What to work on
Show each line that has the string "with" in it.

Data section
══════
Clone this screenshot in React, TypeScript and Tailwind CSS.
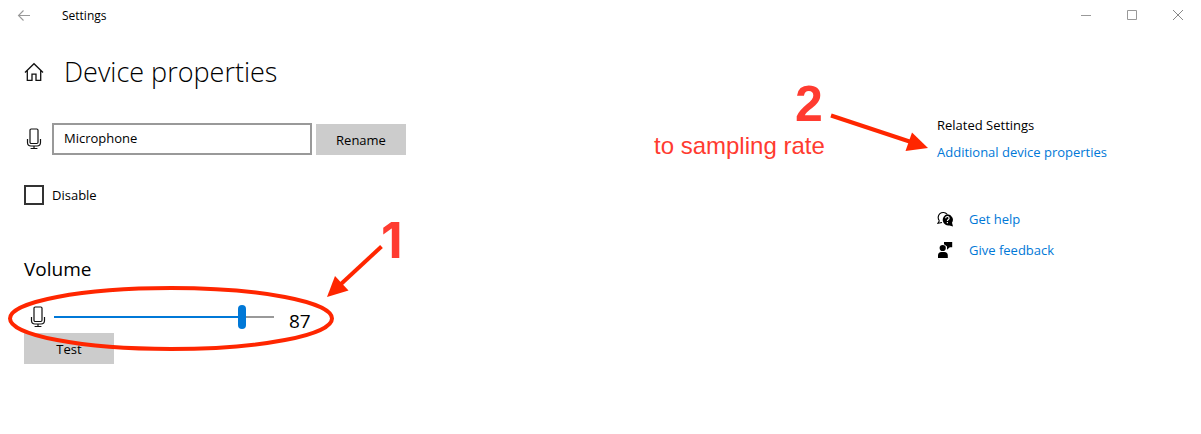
══════
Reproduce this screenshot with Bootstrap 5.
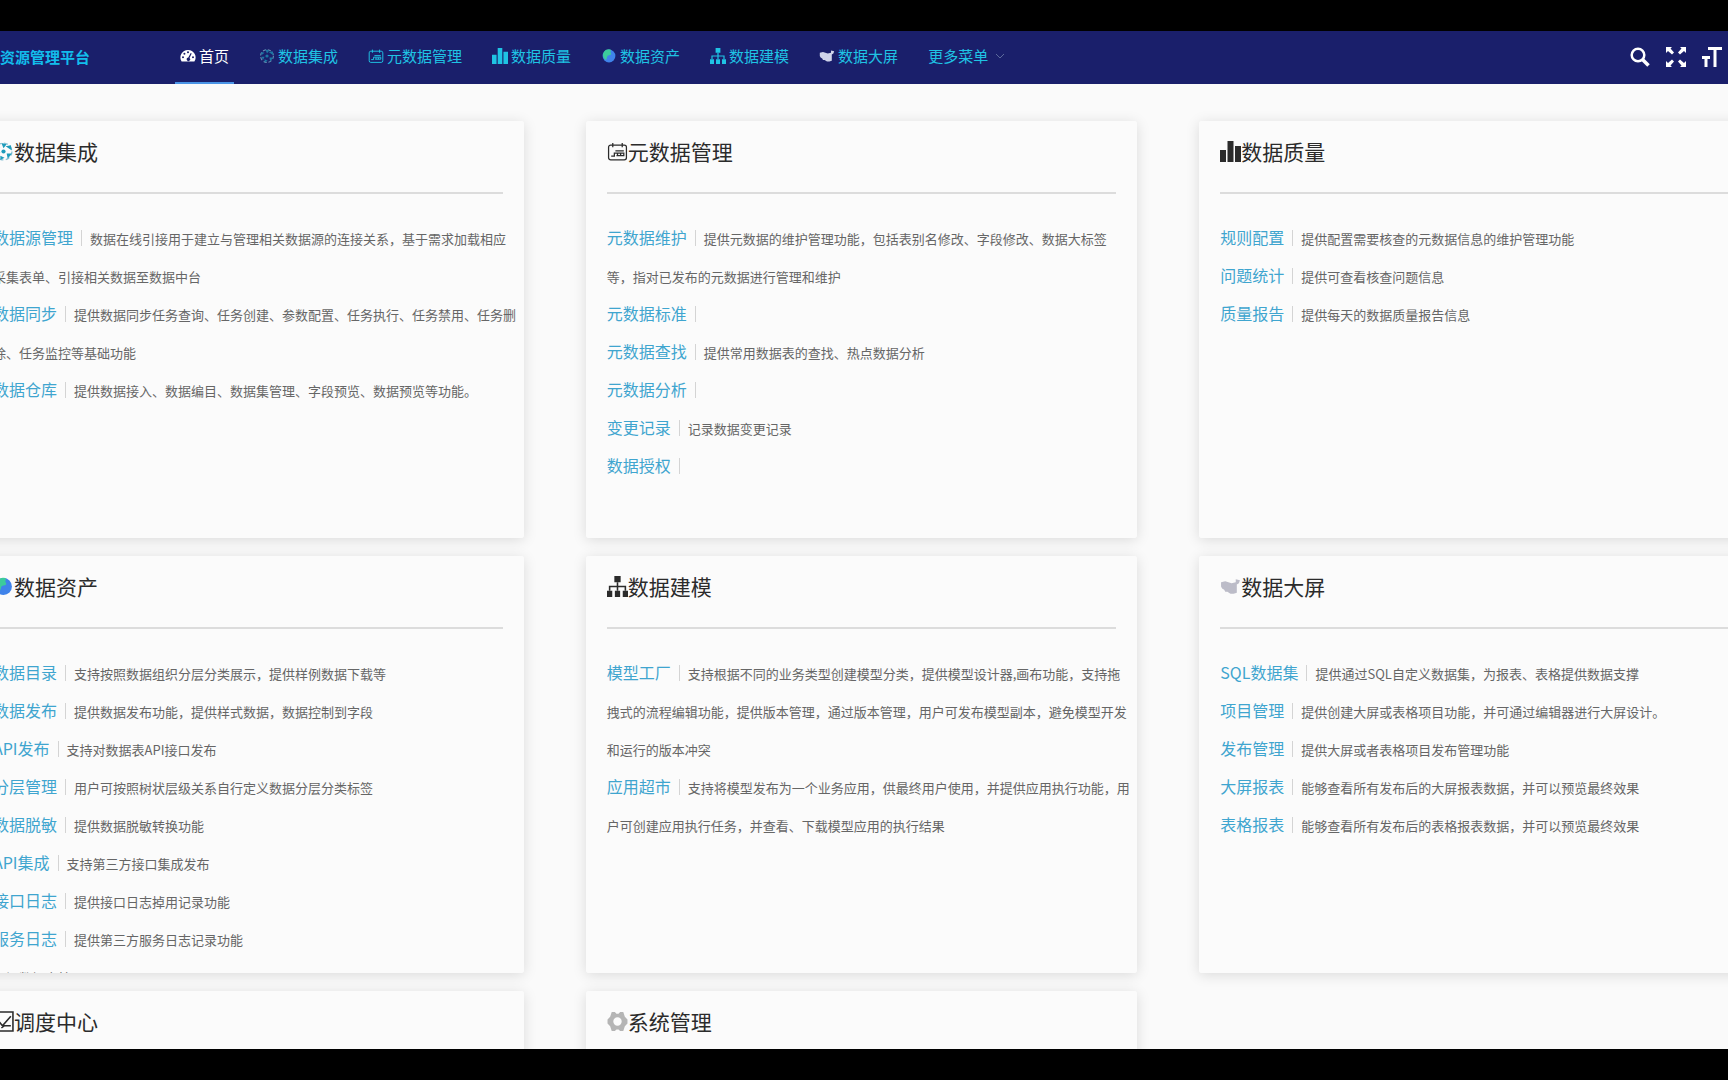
══════
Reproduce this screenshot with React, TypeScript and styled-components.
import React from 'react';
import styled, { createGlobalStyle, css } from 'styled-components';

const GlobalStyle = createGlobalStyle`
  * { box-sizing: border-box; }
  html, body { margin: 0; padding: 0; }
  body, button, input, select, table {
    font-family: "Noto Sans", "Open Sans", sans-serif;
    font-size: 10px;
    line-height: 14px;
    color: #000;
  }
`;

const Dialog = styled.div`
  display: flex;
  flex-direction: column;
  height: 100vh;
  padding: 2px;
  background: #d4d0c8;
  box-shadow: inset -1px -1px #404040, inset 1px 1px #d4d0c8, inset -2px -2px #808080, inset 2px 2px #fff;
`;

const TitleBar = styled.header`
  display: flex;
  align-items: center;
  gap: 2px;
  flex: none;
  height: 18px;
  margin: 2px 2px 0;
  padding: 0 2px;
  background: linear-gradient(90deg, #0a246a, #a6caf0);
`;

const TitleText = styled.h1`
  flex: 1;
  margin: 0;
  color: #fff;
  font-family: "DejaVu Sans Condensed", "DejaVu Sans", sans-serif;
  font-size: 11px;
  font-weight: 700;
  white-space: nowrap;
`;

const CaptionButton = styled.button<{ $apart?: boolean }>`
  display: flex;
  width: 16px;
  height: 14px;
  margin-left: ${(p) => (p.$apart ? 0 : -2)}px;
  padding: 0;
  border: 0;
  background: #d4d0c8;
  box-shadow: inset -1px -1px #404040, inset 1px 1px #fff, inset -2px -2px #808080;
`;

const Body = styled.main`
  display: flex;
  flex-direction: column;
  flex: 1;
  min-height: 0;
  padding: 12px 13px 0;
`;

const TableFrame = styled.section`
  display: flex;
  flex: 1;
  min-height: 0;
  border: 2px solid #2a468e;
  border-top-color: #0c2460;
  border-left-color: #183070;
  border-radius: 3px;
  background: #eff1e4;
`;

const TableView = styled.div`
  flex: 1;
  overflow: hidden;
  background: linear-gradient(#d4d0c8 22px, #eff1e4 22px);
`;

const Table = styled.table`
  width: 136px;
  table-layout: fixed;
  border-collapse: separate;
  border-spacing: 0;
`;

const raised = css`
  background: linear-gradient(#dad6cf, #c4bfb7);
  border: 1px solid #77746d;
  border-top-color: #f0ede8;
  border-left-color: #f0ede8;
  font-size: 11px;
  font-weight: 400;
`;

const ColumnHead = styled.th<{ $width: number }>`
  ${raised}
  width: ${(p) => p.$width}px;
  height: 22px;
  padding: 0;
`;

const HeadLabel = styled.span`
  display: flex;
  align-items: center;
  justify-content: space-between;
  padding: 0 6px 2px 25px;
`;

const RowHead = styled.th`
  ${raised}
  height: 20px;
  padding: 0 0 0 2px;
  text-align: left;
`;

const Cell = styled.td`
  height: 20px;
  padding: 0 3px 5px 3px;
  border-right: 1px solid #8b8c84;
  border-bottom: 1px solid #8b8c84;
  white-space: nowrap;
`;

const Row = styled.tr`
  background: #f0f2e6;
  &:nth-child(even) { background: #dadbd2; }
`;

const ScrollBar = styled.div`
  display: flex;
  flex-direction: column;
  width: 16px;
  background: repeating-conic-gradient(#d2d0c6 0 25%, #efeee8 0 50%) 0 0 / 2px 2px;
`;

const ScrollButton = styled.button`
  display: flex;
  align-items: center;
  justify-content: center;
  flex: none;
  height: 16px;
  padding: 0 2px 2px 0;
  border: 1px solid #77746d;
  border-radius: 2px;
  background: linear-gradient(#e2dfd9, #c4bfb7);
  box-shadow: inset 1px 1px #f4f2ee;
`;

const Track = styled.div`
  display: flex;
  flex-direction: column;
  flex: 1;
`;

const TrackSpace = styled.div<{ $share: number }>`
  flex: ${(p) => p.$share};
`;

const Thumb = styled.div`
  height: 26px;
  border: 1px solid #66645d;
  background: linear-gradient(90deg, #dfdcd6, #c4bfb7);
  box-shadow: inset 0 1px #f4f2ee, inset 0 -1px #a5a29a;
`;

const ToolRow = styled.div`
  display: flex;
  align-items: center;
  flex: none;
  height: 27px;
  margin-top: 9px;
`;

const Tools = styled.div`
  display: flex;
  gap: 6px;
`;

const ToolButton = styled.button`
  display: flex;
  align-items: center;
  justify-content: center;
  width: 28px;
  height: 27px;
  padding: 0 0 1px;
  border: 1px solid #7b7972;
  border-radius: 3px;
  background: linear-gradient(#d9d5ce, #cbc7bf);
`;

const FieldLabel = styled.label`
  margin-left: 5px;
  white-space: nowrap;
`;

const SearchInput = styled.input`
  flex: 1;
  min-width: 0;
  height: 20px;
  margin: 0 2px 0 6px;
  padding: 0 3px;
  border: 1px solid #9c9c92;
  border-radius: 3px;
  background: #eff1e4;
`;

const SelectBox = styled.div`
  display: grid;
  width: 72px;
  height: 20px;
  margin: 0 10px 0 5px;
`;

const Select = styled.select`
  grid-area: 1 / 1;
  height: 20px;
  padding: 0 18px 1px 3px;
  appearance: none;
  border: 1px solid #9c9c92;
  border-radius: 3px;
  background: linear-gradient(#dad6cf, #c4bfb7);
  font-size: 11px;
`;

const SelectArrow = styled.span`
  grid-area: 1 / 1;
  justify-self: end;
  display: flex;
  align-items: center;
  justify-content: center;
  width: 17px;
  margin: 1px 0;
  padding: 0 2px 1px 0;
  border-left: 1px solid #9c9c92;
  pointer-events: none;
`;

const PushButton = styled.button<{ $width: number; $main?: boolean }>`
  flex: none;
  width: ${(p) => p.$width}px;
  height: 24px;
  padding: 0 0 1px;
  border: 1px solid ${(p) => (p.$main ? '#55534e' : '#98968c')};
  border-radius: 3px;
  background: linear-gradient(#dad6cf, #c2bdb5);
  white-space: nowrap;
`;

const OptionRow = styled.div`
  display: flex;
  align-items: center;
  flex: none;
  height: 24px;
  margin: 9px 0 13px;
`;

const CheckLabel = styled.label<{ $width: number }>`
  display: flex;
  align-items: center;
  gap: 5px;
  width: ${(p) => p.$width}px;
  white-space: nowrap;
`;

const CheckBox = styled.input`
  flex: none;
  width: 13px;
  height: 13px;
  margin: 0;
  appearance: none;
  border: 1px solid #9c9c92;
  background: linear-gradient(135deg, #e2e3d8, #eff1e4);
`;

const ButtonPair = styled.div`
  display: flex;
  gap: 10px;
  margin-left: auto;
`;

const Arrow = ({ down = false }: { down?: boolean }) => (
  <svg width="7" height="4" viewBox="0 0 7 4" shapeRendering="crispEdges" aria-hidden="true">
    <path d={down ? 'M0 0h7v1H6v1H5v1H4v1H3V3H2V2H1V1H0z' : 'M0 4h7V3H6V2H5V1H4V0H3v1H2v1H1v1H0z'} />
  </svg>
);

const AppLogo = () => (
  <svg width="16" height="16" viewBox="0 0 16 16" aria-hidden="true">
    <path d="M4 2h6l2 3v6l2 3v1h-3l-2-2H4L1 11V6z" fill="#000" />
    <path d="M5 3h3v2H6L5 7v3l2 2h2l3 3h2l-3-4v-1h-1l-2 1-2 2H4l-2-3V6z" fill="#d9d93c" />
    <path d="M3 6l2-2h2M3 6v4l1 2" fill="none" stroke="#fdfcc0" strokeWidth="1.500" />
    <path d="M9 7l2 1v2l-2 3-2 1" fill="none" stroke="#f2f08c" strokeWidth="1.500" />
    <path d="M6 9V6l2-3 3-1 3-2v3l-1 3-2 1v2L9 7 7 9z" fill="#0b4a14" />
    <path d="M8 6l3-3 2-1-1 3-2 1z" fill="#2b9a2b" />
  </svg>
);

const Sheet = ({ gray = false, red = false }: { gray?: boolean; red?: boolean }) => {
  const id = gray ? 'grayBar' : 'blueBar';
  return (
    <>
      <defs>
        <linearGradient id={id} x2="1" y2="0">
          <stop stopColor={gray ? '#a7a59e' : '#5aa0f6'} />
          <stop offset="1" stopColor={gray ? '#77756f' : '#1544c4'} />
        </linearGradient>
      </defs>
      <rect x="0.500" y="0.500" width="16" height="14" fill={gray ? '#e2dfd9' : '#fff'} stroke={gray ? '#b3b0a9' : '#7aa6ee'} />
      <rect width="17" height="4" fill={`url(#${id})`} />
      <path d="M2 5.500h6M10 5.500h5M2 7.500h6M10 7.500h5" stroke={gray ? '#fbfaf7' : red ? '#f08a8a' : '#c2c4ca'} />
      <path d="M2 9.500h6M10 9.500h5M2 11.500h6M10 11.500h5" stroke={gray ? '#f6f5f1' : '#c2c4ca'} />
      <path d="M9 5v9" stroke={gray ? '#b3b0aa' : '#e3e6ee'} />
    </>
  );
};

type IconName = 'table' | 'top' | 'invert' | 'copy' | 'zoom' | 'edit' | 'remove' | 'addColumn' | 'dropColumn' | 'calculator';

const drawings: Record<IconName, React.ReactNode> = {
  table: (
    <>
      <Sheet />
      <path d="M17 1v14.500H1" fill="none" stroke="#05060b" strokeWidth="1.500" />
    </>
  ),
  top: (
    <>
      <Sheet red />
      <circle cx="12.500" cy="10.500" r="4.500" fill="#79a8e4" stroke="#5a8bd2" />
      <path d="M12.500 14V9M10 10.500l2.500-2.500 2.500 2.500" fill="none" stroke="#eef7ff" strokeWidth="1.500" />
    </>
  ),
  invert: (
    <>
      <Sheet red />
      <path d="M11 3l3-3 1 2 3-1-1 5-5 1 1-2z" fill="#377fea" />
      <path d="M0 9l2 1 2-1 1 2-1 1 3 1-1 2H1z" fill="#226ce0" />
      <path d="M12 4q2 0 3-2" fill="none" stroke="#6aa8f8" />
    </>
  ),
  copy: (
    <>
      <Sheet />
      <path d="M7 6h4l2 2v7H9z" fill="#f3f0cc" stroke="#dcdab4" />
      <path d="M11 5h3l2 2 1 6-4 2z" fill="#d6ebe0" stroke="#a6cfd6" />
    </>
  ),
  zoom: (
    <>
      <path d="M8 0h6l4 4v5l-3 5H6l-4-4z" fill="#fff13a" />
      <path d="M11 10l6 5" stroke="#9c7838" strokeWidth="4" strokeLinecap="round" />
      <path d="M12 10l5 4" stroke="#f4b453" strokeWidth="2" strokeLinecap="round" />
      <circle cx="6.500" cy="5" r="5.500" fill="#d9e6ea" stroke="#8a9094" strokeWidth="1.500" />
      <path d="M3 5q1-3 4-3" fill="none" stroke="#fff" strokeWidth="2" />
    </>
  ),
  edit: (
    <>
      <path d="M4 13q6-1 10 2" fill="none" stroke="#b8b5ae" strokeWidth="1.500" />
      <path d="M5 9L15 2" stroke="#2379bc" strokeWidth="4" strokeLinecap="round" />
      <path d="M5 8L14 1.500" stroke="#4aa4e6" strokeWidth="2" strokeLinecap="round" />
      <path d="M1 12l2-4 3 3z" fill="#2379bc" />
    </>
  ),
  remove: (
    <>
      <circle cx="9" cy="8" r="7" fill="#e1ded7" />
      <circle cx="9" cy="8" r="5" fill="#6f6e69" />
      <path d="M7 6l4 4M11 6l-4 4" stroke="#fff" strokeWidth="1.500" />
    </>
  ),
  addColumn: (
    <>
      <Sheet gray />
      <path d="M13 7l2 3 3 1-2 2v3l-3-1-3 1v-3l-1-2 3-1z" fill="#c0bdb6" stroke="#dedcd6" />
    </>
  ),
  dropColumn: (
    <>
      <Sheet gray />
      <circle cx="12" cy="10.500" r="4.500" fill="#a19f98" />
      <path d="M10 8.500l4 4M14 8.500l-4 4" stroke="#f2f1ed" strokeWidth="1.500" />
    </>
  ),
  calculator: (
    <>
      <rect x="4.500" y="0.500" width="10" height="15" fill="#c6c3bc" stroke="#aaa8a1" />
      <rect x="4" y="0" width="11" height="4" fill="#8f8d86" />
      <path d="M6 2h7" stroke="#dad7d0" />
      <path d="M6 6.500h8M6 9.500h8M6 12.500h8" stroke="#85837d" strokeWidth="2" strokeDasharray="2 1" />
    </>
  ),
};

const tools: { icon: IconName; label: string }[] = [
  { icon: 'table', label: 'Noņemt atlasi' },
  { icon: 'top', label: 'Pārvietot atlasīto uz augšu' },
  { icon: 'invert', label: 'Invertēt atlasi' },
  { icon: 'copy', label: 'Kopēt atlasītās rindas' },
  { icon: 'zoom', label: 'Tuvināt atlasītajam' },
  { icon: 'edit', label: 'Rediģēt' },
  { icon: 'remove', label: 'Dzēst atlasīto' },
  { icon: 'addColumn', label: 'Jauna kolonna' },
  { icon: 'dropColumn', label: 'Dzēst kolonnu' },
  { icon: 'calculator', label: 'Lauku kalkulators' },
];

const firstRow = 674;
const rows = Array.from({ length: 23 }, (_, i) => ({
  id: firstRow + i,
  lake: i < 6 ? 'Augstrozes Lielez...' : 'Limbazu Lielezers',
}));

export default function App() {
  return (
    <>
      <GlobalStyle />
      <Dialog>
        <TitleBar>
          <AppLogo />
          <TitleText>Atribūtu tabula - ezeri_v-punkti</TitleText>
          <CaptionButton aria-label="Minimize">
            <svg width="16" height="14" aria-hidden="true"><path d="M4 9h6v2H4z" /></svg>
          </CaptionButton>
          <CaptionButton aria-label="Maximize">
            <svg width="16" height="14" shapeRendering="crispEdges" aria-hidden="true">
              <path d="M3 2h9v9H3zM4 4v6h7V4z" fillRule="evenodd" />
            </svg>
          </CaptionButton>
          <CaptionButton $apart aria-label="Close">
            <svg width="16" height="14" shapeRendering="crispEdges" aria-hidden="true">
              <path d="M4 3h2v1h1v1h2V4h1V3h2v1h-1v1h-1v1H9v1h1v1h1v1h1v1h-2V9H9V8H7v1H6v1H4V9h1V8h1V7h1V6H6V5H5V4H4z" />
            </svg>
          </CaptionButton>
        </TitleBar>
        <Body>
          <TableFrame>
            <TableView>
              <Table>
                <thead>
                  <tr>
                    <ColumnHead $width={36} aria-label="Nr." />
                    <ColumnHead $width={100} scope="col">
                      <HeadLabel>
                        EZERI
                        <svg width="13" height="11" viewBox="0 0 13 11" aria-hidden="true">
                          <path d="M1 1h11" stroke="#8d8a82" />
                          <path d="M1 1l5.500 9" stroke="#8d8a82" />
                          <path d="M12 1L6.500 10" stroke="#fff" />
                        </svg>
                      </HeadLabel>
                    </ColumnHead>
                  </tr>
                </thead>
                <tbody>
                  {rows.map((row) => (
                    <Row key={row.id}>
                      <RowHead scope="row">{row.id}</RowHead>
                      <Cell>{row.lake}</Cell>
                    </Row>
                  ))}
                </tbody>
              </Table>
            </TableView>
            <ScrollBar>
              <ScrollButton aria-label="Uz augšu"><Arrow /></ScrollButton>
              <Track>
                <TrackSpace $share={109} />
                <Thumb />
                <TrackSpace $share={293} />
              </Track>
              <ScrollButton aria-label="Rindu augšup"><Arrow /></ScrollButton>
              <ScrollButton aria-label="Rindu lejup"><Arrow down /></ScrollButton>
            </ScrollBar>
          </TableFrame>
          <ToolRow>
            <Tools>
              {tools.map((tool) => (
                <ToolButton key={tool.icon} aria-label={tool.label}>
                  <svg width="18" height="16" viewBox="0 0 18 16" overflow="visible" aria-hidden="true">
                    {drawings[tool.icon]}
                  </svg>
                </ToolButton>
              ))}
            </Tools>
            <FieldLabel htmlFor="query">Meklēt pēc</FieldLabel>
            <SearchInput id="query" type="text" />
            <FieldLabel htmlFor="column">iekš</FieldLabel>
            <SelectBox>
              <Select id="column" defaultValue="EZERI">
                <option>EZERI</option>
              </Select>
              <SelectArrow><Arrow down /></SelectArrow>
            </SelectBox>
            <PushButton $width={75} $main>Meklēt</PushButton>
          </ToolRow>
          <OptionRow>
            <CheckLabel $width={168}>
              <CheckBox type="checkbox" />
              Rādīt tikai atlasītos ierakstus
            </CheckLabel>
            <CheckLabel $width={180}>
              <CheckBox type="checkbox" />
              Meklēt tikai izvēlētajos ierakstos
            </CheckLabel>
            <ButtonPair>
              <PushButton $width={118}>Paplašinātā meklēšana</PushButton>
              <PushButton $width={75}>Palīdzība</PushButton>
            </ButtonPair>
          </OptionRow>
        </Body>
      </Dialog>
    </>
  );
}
══════
The reply
Reproduce this screenshot with Bootstrap 5.
Reproduce this screenshot with React, TypeScript and styled-components.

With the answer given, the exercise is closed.